I noticed that in the trade question, Ozimek did not bring up the possibility that adjustments did not happen because they are more optional. In other words, longer-duration unemployment insurance, disability, food stamps, Social Security (retirement), etc. are all options that reduce the need to adjust and make the labor market more rigid.

I think Roberts should be skeptical because there are assumptions and logic involved that cannot be ignored. Those who favor minimum wage increases likely support them because they accept Marx's assertion that capitalists will drive workers into starvation wages (and that profit is exploitation), while those who oppose them assume that ceterus paribus, the law of supply and demand holds.

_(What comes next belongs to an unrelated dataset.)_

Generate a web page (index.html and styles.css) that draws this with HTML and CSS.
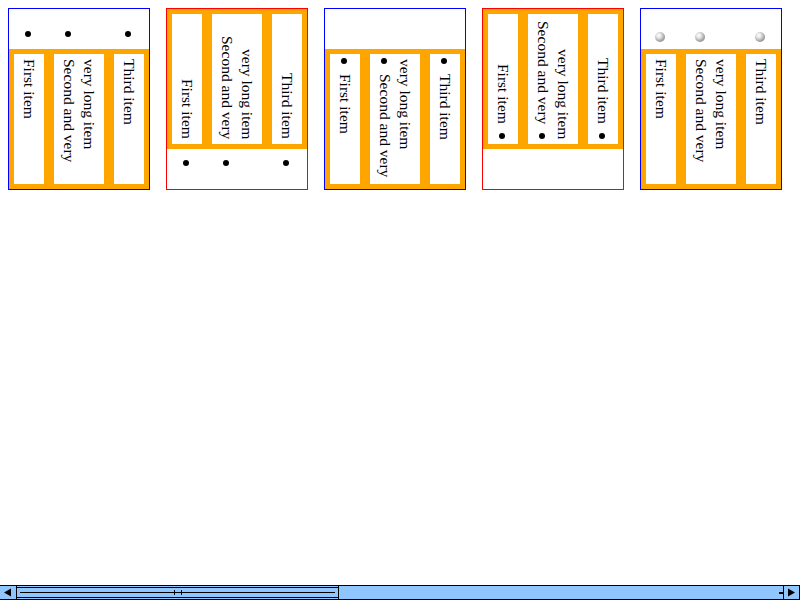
FILE: index.html
```html
<!DOCTYPE html>
<html>
<head>
<meta charset="utf-8">
<link rel="stylesheet" href="styles.css">
</head>
<body>
<div class="row">
  <div class="box ltr"><ul class="list outside">
    <li>First item</li><li>Second and very very long item</li><li>Third item</li>
  </ul></div>
  <div class="box rtl"><ul class="list outside">
    <li>First item</li><li>Second and very very long item</li><li>Third item</li>
  </ul></div>
  <div class="box ltr"><ul class="list inside">
    <li>First item</li><li>Second and very very long item</li><li>Third item</li>
  </ul></div>
  <div class="box rtl"><ul class="list inside">
    <li>First item</li><li>Second and very very long item</li><li>Third item</li>
  </ul></div>
  <div class="box ltr"><ul class="list outside image">
    <li>First item</li><li>Second and very very long item</li><li>Third item</li>
  </ul></div>
  <div class="box rtl"><ul class="list outside image">
    <li>First item</li><li>Second and very very long item</li><li>Third item</li>
  </ul></div>
</div>
<div class="hscroll">
  <div class="sb-btn sb-left"><svg width="16" height="13" viewBox="0 0 16 13"><polygon points="4,6.5 11,2.5 11,10.5" fill="#000"/></svg></div>
  <div class="sb-thumb"><div class="sb-thumb-in"><div class="sb-line"><span class="sb-tick t1"></span><span class="sb-tick t2"></span></div></div></div>
  <div class="sb-track"></div>
  <div class="sb-stub"></div>
  <div class="sb-btn sb-right"><svg width="16" height="13" viewBox="0 0 16 13"><polygon points="4,2.5 11,6.5 4,10.5" fill="#000"/></svg></div>
</div>
</body>
</html>
```
FILE: styles.css
```css
html, body {
  overflow: hidden;
}
body {
  margin: 8px;
  font: 15.5px/20px "Liberation Serif", serif;
  color: #000;
  background: #fff;
}
.row {
  display: flex;
  gap: 16px;
}
.box {
  flex: none;
  width: 140px;
  height: 180px;
  border: 1px solid #00f;
}
.box.rtl {
  border-color: #f00;
}
.list {
  writing-mode: vertical-lr;
  list-style: none;
  margin: 0;
  padding: 0;
  width: 140px;
  height: 140px;
  background: #ffa500;
}
.ltr .list {
  margin-top: 40px;
}
.rtl .list {
  direction: rtl;
}
.list li {
  position: relative;
  border: 5px solid #ffa500;
  background: #fff;
  padding: 5px;
}
.list li::before {
  content: "";
  position: absolute;
  left: 11px;
  width: 6px;
  height: 6px;
  border-radius: 50%;
  background: #000;
}
/* outside disc markers */
.ltr .outside li::before {
  top: -23px;
}
.rtl .outside li::before {
  bottom: -22px;
}
/* inside disc markers */
.inside li {
  text-indent: 15px;
}
.ltr .inside li::before {
  top: 4px;
}
.rtl .inside li::before {
  bottom: 5px;
}
/* image markers */
.outside.image li::before {
  left: 9px;
  width: 10px;
  height: 10px;
  background: radial-gradient(circle at 38% 35%, #fff 0, #e6e6e6 25%, #a8a8a8 60%, #6e6e6e 100%);
}
.ltr .outside.image li::before {
  top: -22px;
}
.rtl .outside.image li::before {
  bottom: -22px;
}

/* fake horizontal scrollbar */
.hscroll {
  position: fixed;
  left: 0;
  right: 0;
  bottom: 0;
  height: 13px;
  border-top: 1px solid #000;
  border-bottom: 1px solid #000;
  background: #8fc6fd;
  display: flex;
}
.sb-btn {
  flex: none;
  width: 16px;
  height: 13px;
}
.sb-btn svg {
  display: block;
}
.sb-left {
  border-right: 1px solid #000;
}
.sb-right {
  border-left: 1px solid #000;
  border-right: 1px solid #000;
  width: 15px;
}
.sb-thumb {
  flex: none;
  width: 321px;
  border-right: 1px solid #000;
  padding-top: 1px;
}
.sb-thumb-in {
  box-sizing: border-box;
  height: 11px;
  border-top: 1px solid #000;
  border-bottom: 1px solid #000;
  padding: 4px 3px 0;
}
.sb-line {
  position: relative;
  height: 1px;
  background: #000;
}
.sb-tick {
  position: absolute;
  top: -2px;
  width: 1px;
  height: 5px;
  background: #000;
}
.t1 { left: 154px; }
.t2 { left: 161px; }
.sb-track {
  flex: 1;
}
.sb-stub {
  flex: none;
  width: 4px;
  height: 2px;
  margin-top: 6px;
  background: #000;
}
```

Reading Karl Popper changed my mind on scientific method as inductivist. Prior to that I came to view Mises's utilitarianism as superior to the moralism I held at the time. But all of the changes are, in my view, to adopt stronger, more value-free arguments for a stateless society, a position I've advocated since hearing Robert LeFevre in 1967. I also have come to believe that markets are our experimental arena and that money profits and losses are the objective means for testing an hypothesis (business model).

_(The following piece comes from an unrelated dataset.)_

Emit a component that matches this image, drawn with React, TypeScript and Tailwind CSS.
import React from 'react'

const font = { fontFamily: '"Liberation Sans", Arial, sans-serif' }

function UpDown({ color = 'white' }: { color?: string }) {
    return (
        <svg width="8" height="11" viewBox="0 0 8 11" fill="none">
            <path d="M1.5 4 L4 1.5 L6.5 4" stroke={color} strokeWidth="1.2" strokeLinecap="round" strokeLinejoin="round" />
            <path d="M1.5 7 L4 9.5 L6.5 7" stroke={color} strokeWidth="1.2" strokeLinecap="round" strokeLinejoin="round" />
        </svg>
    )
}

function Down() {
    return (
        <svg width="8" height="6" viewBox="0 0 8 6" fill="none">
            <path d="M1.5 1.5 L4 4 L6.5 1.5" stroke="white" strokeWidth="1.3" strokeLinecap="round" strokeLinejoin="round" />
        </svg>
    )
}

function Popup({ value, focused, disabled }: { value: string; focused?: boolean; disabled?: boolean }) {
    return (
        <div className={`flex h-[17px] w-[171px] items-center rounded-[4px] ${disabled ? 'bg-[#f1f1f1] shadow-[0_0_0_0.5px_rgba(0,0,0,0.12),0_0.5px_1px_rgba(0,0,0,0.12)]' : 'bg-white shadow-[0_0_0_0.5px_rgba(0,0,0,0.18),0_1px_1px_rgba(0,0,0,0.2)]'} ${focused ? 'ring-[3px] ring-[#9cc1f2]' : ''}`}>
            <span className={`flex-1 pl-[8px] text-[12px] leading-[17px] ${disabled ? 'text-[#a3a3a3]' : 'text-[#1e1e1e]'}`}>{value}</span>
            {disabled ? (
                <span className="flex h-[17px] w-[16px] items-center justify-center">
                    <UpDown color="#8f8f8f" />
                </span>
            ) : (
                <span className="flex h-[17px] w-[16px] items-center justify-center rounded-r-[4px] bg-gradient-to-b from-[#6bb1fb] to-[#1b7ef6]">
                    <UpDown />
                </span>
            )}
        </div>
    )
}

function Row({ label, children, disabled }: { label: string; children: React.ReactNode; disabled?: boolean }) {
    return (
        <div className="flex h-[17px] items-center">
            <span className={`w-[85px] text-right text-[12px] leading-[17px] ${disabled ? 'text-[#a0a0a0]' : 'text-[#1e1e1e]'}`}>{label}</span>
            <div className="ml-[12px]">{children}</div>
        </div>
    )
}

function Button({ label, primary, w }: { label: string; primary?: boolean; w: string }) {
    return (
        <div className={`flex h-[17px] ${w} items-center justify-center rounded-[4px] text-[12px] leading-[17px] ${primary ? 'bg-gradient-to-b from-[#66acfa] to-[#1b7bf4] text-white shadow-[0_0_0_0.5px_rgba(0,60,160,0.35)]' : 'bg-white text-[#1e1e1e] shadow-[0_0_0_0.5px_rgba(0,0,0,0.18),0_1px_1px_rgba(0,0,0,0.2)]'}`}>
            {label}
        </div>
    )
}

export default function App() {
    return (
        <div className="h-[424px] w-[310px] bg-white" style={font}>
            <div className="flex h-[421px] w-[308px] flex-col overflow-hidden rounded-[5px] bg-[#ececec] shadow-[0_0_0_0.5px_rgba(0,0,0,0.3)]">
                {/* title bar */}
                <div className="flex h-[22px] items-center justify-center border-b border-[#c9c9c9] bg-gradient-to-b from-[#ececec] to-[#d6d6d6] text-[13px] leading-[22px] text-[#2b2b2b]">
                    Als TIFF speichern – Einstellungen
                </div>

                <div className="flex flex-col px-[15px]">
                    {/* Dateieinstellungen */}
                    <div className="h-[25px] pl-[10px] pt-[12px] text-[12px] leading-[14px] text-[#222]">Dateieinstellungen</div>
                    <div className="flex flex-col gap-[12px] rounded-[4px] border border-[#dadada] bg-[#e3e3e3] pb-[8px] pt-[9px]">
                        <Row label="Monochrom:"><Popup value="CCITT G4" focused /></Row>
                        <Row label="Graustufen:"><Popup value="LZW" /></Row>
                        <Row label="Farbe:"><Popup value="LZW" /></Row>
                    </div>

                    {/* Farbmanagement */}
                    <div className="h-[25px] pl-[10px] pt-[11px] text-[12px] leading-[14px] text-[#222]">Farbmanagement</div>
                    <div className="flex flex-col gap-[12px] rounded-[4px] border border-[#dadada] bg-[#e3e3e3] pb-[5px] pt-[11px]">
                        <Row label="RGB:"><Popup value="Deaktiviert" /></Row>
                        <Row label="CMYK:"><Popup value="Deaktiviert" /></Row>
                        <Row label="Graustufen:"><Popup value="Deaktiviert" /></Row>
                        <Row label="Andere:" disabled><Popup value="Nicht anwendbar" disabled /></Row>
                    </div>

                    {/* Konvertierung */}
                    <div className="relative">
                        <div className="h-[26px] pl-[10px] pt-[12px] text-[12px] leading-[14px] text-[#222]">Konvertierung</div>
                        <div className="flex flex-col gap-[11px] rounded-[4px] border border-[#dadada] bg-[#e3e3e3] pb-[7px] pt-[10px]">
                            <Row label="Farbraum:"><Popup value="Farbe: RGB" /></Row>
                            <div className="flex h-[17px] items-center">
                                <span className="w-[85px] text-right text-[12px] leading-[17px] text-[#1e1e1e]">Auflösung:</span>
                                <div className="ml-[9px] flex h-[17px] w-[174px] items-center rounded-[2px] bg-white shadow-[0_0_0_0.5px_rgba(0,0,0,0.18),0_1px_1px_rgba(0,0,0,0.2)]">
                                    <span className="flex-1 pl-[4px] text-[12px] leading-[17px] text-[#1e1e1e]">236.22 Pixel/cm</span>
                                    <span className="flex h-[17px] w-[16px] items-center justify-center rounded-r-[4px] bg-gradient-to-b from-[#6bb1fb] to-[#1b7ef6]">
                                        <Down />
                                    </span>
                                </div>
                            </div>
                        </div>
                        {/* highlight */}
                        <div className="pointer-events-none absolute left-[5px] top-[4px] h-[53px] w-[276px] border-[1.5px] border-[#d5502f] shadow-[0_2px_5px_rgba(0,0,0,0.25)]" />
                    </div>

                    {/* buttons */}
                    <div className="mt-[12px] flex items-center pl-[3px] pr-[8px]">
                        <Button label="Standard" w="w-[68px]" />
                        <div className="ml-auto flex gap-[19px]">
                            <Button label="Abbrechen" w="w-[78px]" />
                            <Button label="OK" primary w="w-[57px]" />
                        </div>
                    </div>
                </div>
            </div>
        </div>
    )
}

I have made some efforts to engage with interventionists that oppose markets, but must say that the difference in assumptions has been a barrier. Although Popper thought the most fruitful argumentation could be with those who do not share our assumptions, I haven't found that to be the case. What I've written hasn't gotten enough traction in my "own side" for me to believe that has been all the successful, either.

Konrad Plachetta writes:

My comment is on macroeconomics and the effects of the stimulus package as related to econometrics. It seems to me that a stimulas package has two parts. One part is the direct impact of spending the money and how that will provide incentives and the other part is a sales pitch/psychological message trying to convince the general public that it is safe to spend their money.

I would argue that if all conditions were the same but one stimulus package were presented by a great salesperson/statesman and the other by a bad speaker and divisive politician that the effects would be very different in how well they worked.

I wonder if a good polticion (rare) can be as effective as a good stimulus?

When I am excited I spend differently then when I am depressed and I think this is the same with populations. It is why we have runs on banks and why people sell when stocks go down even though they should know better. I listen to different economic podcasts and I have never heard how a economists deal with the feelings, spirituality and emotions of people and populations, many of which are not completely effected by markets.

Lio writes:

I am tired with the assertion that the world is little more complicated... to oppose any efforts to make it less complicated. With such general mindset, we would still live passively in caves. I prefer imperfect models to no models at all. And I praise those who try to improve our knowledge even if it sometimes goes with making mistakes.